We spent the evening in the garden drinking wine and playing with Eva.
The phone rang, it was Gigi from New Hampshire.
“What is that noise in the background?
“It’s Eva and her Nana playing the cymbals.”
I looked out the window, and Eva was running around in my orange sarong clanging cymbals and Nana was teaching her a new song.
“Hare Krishna, Hare Krishna, Krishna Krishna…” dancing like Hindu fairies.
I wondered if when Gigi got home if Eva would have shaved her hair into a solitary pigtail and also be wearing Birkenstocks.
“What is that dreadful sound?” my mother asked.
“Its Eva and Nana singing Hare Krishna”
There was dead silence on the line. I figured my mother was reconsidering her last minute trip, and wondering how many Peppa books it would take to get Eva to take the orange robe off.

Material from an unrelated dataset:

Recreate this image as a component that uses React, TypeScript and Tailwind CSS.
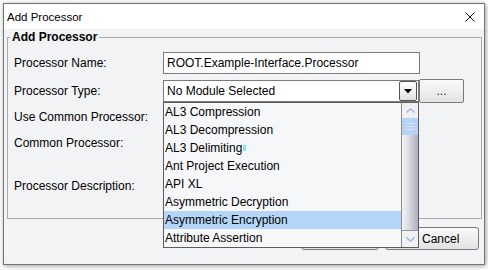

I could hear her eyes roll back in her head.
The evening prayer continued outside after I hung up.
Hare Krishna Hare Krishna, Krishna Krishna, Hare Hare Hare Rama
Hare Rama Rama Rama Hare Hare
Peace, Love, Freedom, Happiness.
When I took Eva to the bathroom, I saw daddy’s electric shaver and seriously considered for a moment that if I turned Eva into a mini Hare Krishna that GiGi would hold a parenting intervention and thereby become a grandparent at last.
In pursuit, Eva, Nana and I have taken up Bhakti yoga on our holiday in Boston. Hare Krishna! Krishna Krishna!